Certains affirment que la priorité des Turcs est la lutte contre les
Kurdes, plutôt que celle contre l'EI.
Illustration de ces
suspicions, les Kurdes de Syrie ont accusé lundi la Turquie d'avoir
ouvert le feu contre deux villages du secteur frontalier de Zur Maghar,
dans la province d'Alep (nord de la Syrie), faisant quatre blessés parmi
ses combattants. "Au lieu de s'en prendre aux positions occupées par
les terroristes de l'EI, les forces turques attaquent nos positions de
défense", ont dénoncé les Unités de protection du peuple (YPG) kurdes,
alliées du PKK, à la pointe du combat contre les jihadistes.

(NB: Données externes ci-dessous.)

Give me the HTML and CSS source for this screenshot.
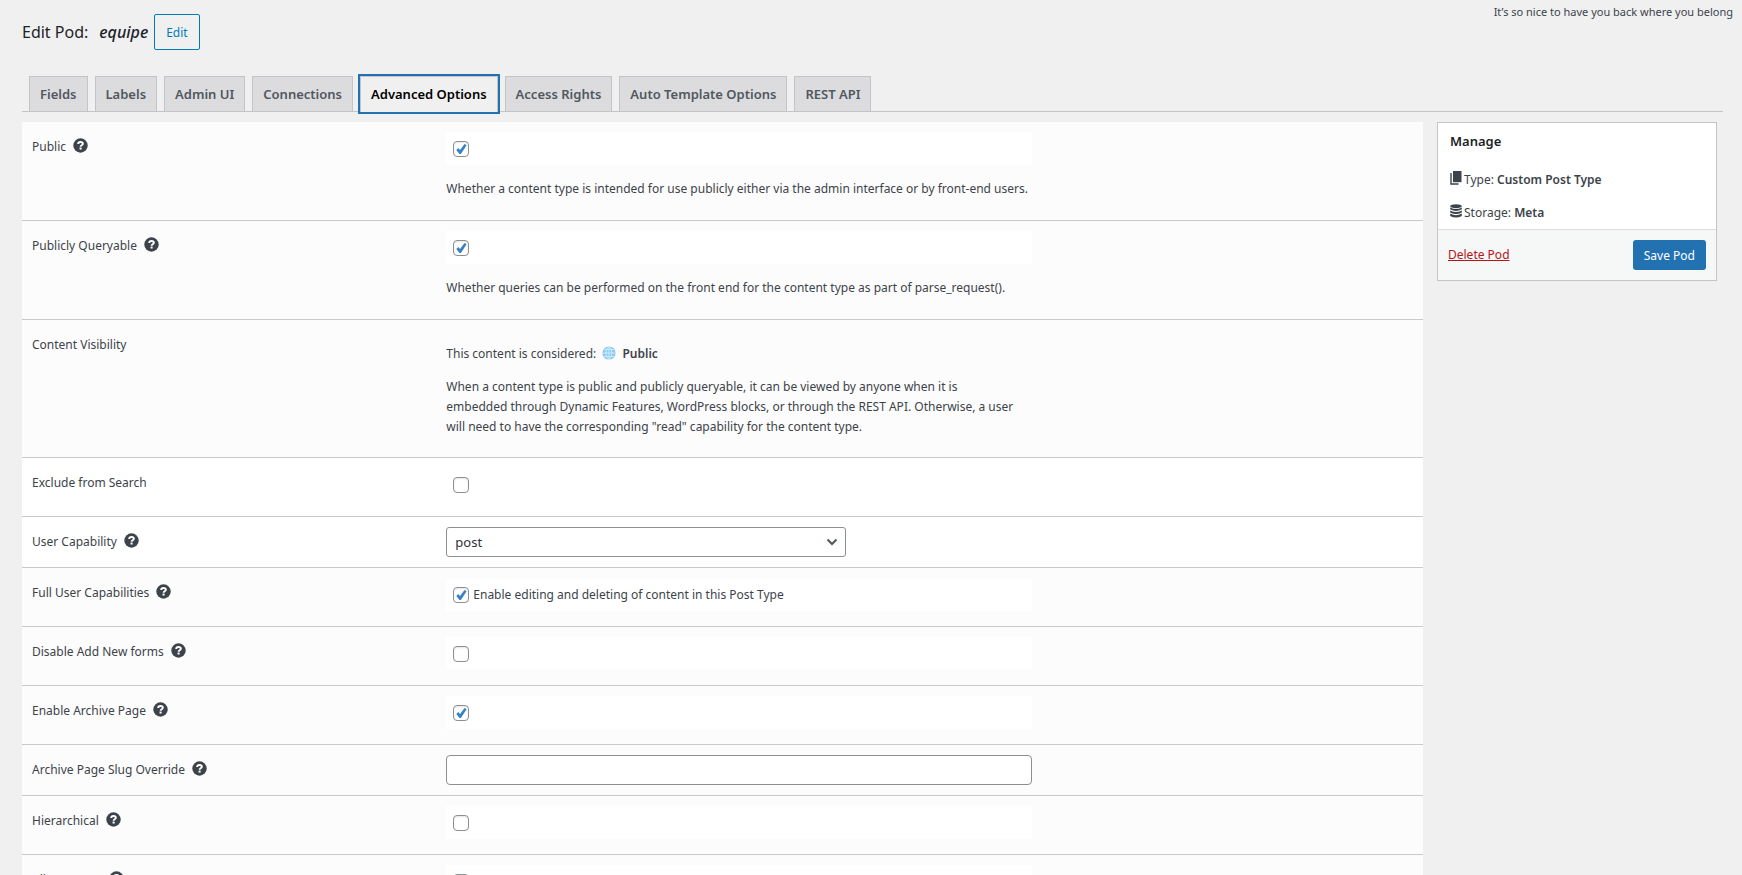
FILE: index.html
```html
<!DOCTYPE html>
<html lang="en">
<head>
    <meta charset="UTF-8">
    <meta name="viewport" content="width=device-width, initial-scale=1.0">
    <title>Edit Pod: equipe</title>
    <link rel="stylesheet" href="styles.css">
</head>
<body>
    <!-- Shared icons -->
    <svg class="sprite" aria-hidden="true">
        <symbol id="icon-help" viewBox="0 0 16 16">
            <circle cx="8" cy="8" r="7.7" fill="#3c434a"/>
            <path d="M5.500 6.400C5.500 4.900 6.500 4.200 8 4.200s2.500.7 2.500 2c0 1.700-2.400 1.500-2.400 3.200" fill="none" stroke="#fff" stroke-width="2"/>
            <rect x="7" y="10.200" width="2.200" height="2.100" fill="#fff"/>
        </symbol>
    </svg>

    <p class="greeting">It’s so nice to have you back where you belong</p>

    <header class="page-header">
        <h1>Edit Pod: <em>equipe</em></h1>
        <button type="button" class="edit-btn">Edit</button>
    </header>

    <nav class="tabs">
        <a href="#fields" class="tab">Fields</a>
        <a href="#labels" class="tab">Labels</a>
        <a href="#admin-ui" class="tab">Admin UI</a>
        <a href="#connections" class="tab">Connections</a>
        <a href="#advanced" class="tab tab-active">Advanced Options</a>
        <a href="#access" class="tab">Access Rights</a>
        <a href="#auto-template" class="tab">Auto Template Options</a>
        <a href="#rest-api" class="tab">REST API</a>
    </nav>

    <div class="layout">
        <main class="options">
            <div class="row">
                <div class="row-label">
                    <label for="public">Public</label>
                    <svg class="help"><use href="#icon-help"/></svg>
                </div>
                <div class="row-field">
                    <div class="check-box"><input type="checkbox" id="public" checked></div>
                    <p class="description">Whether a content type is intended for use publicly either via the admin interface or by front-end users.</p>
                </div>
            </div>

            <div class="row">
                <div class="row-label">
                    <label for="queryable">Publicly Queryable</label>
                    <svg class="help"><use href="#icon-help"/></svg>
                </div>
                <div class="row-field">
                    <div class="check-box"><input type="checkbox" id="queryable" checked></div>
                    <p class="description">Whether queries can be performed on the front end for the content type as part of parse_request().</p>
                </div>
            </div>

            <div class="row">
                <div class="row-label">Content Visibility</div>
                <div class="row-field visibility">
                    <p>This content is considered:
                        <svg class="globe" viewBox="0 0 14 14">
                            <circle cx="7" cy="7" r="6.600" fill="#88c9f9"/>
                            <path d="M7 .5v13M.5 7h13M1.600 3.600h10.800M1.600 10.400h10.800M7 .5C3 3.500 3 10.500 7 13.500M7 .5c4 3 4 10 0 13" fill="none" stroke="#e8f5fe" stroke-width=".7"/>
                        </svg>
                        <strong>Public</strong></p>
                    <p>When a content type is public and publicly queryable, it can be viewed by anyone when it is embedded through Dynamic Features, WordPress blocks, or through the REST API. Otherwise, a user will need to have the corresponding "read" capability for the content type.</p>
                </div>
            </div>

            <div class="row row-plain">
                <div class="row-label"><label for="exclude">Exclude from Search</label></div>
                <div class="row-field">
                    <div class="check-box"><input type="checkbox" id="exclude"></div>
                </div>
            </div>

            <div class="row row-plain">
                <div class="row-label">
                    <label for="capability">User Capability</label>
                    <svg class="help"><use href="#icon-help"/></svg>
                </div>
                <div class="row-field">
                    <div class="select-wrap">
                        <select id="capability">
                            <option>post</option>
                        </select>
                        <svg class="chevron" viewBox="0 0 12 8"><path d="M1.500 1.500 6 6l4.500-4.500" fill="none" stroke="#50575e" stroke-width="2"/></svg>
                    </div>
                </div>
            </div>

            <div class="row">
                <div class="row-label">
                    <span>Full User Capabilities</span>
                    <svg class="help"><use href="#icon-help"/></svg>
                </div>
                <div class="row-field">
                    <div class="check-box">
                        <input type="checkbox" id="full-capabilities" checked>
                        <label for="full-capabilities">Enable editing and deleting of content in this Post Type</label>
                    </div>
                </div>
            </div>

            <div class="row">
                <div class="row-label">
                    <label for="disable-add">Disable Add New forms</label>
                    <svg class="help"><use href="#icon-help"/></svg>
                </div>
                <div class="row-field">
                    <div class="check-box"><input type="checkbox" id="disable-add"></div>
                </div>
            </div>

            <div class="row">
                <div class="row-label">
                    <label for="archive">Enable Archive Page</label>
                    <svg class="help"><use href="#icon-help"/></svg>
                </div>
                <div class="row-field">
                    <div class="check-box"><input type="checkbox" id="archive" checked></div>
                </div>
            </div>

            <div class="row">
                <div class="row-label">
                    <label for="archive-slug">Archive Page Slug Override</label>
                    <svg class="help"><use href="#icon-help"/></svg>
                </div>
                <div class="row-field">
                    <input type="text" id="archive-slug" class="text-input">
                </div>
            </div>

            <div class="row">
                <div class="row-label">
                    <label for="hierarchical">Hierarchical</label>
                    <svg class="help"><use href="#icon-help"/></svg>
                </div>
                <div class="row-field">
                    <div class="check-box"><input type="checkbox" id="hierarchical"></div>
                </div>
            </div>

            <div class="row">
                <div class="row-label">
                    <label for="export">Allow Export</label>
                    <svg class="help"><use href="#icon-help"/></svg>
                </div>
                <div class="row-field">
                    <div class="check-box"><input type="checkbox" id="export"></div>
                </div>
            </div>
        </main>

        <aside class="manage">
            <div class="manage-body">
                <h2>Manage</h2>
                <p>
                    <svg class="manage-icon" viewBox="0 0 12 14"><path d="M3 0h8.500v11.200H3z" fill="#3c434a"/><path d="M1 2v11h7.500" fill="none" stroke="#3c434a" stroke-width="1.400"/></svg>
                    <span>Type: <strong>Custom Post Type</strong></span>
                </p>
                <p>
                    <svg class="manage-icon" viewBox="0 0 12 14"><g fill="#3c434a"><ellipse cx="6" cy="2.200" rx="5.800" ry="2"/><path d="M.2 3.400q5.800 3.200 11.600 0v1.900q-5.800 3.200-11.600 0zM.2 6.500q5.800 3.200 11.600 0v1.900q-5.800 3.200-11.600 0zM.2 9.600q5.800 3.200 11.600 0V12q-5.800 3-11.600 0z"/></g></svg>
                    <span>Storage: <strong>Meta</strong></span>
                </p>
            </div>
            <div class="manage-footer">
                <a href="#delete" class="delete-link">Delete Pod</a>
                <button type="button" class="save-btn">Save Pod</button>
            </div>
        </aside>
    </div>
</body>
</html>
```
FILE: styles.css
```css
:root {
    --page-bg: #f0f0f1;
    --border: #c3c4c7;
    --text: #3c434a;
    --heading: #1d2327;
    --blue: #2271b1;
}

* {
    margin: 0;
    padding: 0;
    box-sizing: border-box;
}

body {
    height: 100vh;
    overflow: hidden;
    background-color: var(--page-bg);
    color: var(--text);
    font-family: "Noto Sans", "Open Sans", sans-serif;
    font-size: 12px;
    line-height: 20px;
}

button,
input,
select {
    font-family: inherit;
}

strong {
    font-weight: 600;
}

.sprite {
    display: none;
}

.greeting {
    height: 14px;
    padding: 2px 9px 0 0;
    font-size: 11px;
    text-align: right;
}

.page-header {
    display: flex;
    align-items: center;
    gap: 6px;
    padding-left: 22px;
}

h1 {
    display: flex;
    gap: 11px;
    color: var(--heading);
    font-size: 16px;
    font-weight: 400;
}

h1 em {
    font-weight: 500;
}

.edit-btn {
    height: 36px;
    padding: 0 11px;
    border: 1px solid #007cba;
    border-radius: 2px;
    background: transparent;
    color: #007cba;
    font-size: 12px;
}

/* Tabs */
.tabs {
    display: flex;
    gap: 7px;
    margin: 26px 19px 10px 22px;
    padding-left: 7px;
    border-bottom: 1px solid var(--border);
}

.tab {
    height: 35px;
    padding: 7px 10px;
    border: 1px solid var(--border);
    border-bottom: none;
    background-color: #dcdcde;
    color: #50575e;
    font-size: 13px;
    font-weight: 600;
    text-decoration: none;
}

.tab-active {
    height: 36px;
    margin-bottom: -1px;
    background-color: var(--page-bg);
    color: #000;
    outline: 2px solid var(--blue);
}

/* Option rows */
.layout {
    display: flex;
    align-items: flex-start;
    gap: 14px;
    padding: 0 25px 0 22px;
}

.options {
    flex: 1;
}

.row {
    display: flex;
    padding: 0 10px;
    border-bottom: 1px solid #c8c9cf;
    background-color: #fcfcfc;
}

.row-plain {
    background-color: #fff;
}

.row-label {
    display: flex;
    align-items: flex-start;
    gap: 7px;
    width: 30%;
    padding-top: 15px;
}

.help {
    width: 15px;
    height: 15px;
    margin-top: 1px;
}

.row-field {
    width: 70%;
    padding: 10px 0;
}

.check-box {
    display: flex;
    align-items: center;
    gap: 4px;
    max-width: 586px;
    height: 33px;
    margin-bottom: 5px;
    padding-left: 7px;
    background-color: #fff;
}

input[type="checkbox"] {
    appearance: none;
    width: 16px;
    height: 16px;
    border: 1px solid #8c8f94;
    border-radius: 4px;
    background-color: #fff;
    box-shadow: inset 0 1px 2px rgba(0, 0, 0, 0.1);
}

input[type="checkbox"]:checked {
    background-image: url("data:image/svg+xml,%3Csvg xmlns='http://www.w3.org/2000/svg' viewBox='0 0 14 14'%3E%3Cpath d='M2.300 7.900 4.300 6 6 8 10.500 2 12.600 3.200 6.900 12H5.500z' fill='%233582c4'/%3E%3C/svg%3E");
}

.description {
    padding: 9px 0 11px;
}

.visibility p {
    max-width: 570px;
    margin: 13px 0;
}

.visibility {
    padding: 11px 0 7px;
}

.globe {
    width: 14px;
    height: 14px;
    margin: 0 3px;
    vertical-align: -2px;
}

.select-wrap {
    position: relative;
    max-width: 400px;
}

select {
    display: block;
    appearance: none;
    width: 100%;
    height: 30px;
    padding: 0 24px 0 8px;
    border: 1px solid #8c8f94;
    border-radius: 3px;
    background-color: #fff;
    color: #2c3338;
    font-size: 13px;
}

.chevron {
    position: absolute;
    top: 11px;
    right: 8px;
    width: 12px;
    height: 8px;
}

.text-input {
    display: block;
    width: 100%;
    max-width: 586px;
    height: 30px;
    padding: 0 8px;
    border: 1px solid #8c8f94;
    border-radius: 4px;
    background-color: #fff;
}

/* Manage box */
.manage {
    width: 280px;
    border: 1px solid var(--border);
    background-color: #fff;
}

.manage-body {
    padding: 8px 12px 6px;
}

.manage h2 {
    margin-bottom: 19px;
    color: var(--heading);
    font-size: 13px;
    font-weight: 600;
}

.manage p {
    display: flex;
    gap: 2px;
}

.manage p + p {
    margin-top: 13px;
}

.manage-icon {
    width: 12px;
    height: 14px;
    margin-top: 1px;
}

.manage-footer {
    display: flex;
    align-items: center;
    justify-content: space-between;
    padding: 10px;
    border-top: 1px solid #dcdcde;
    background-color: #f6f7f7;
}

.delete-link {
    color: #b3151a;
}

.save-btn {
    height: 30px;
    padding: 0 11px;
    border: none;
    border-radius: 3px;
    background-color: var(--blue);
    color: #fff;
    font-size: 12px;
}
```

Ankara a démenti ces accusations, assurant avoir riposté à des tirs venus de Syrie. "Le
PYD (principal parti kurde de Syrie), avec d'autres ne fait pas partie
des objectifs de nos opérations militaires", a assuré à l'AFP un
responsable turc qui s'exprimait sous couvert de l'anonymat.
La
Turquie s'est inquiétée à plusieurs reprises de la formation à sa
frontière d'une région autonome kurde dans le nord de la Syrie.
S'ils
ont applaudi son offensive contre l'EI, les alliés de la Turquie ont
paru nettement plus réservés sur celle qui vise le PKK. "L'autodéfense
doit être proportionnée", a souligné le secrétaire général de l'Otan
Jens Stoltenberg à la télévision norvégienne NRK, en soulignant les
"progrès" permis par le processus de paix engagé entre Ankara et les
Kurdes. L'Otan doit se réunir mardi à Bruxelles pour évoquer la
situation sécuritaire en Turquie.
La police turque a poursuivi
lundi sa vague d'arrestations contre des militants présumés du PKK, du
groupe EI et de l'extrême gauche. Selon le gouvernement, 1.060 personnes
ont été arrêtées depuis vendredi, dont une large majorité de militants
kurdes.
Dans une note révélée lundi par la presse, le chef de la
police d'Istanbul a placé ses hommes en alerte à cause du "risque accru"
d'attentat dans la plus grande ville du pays.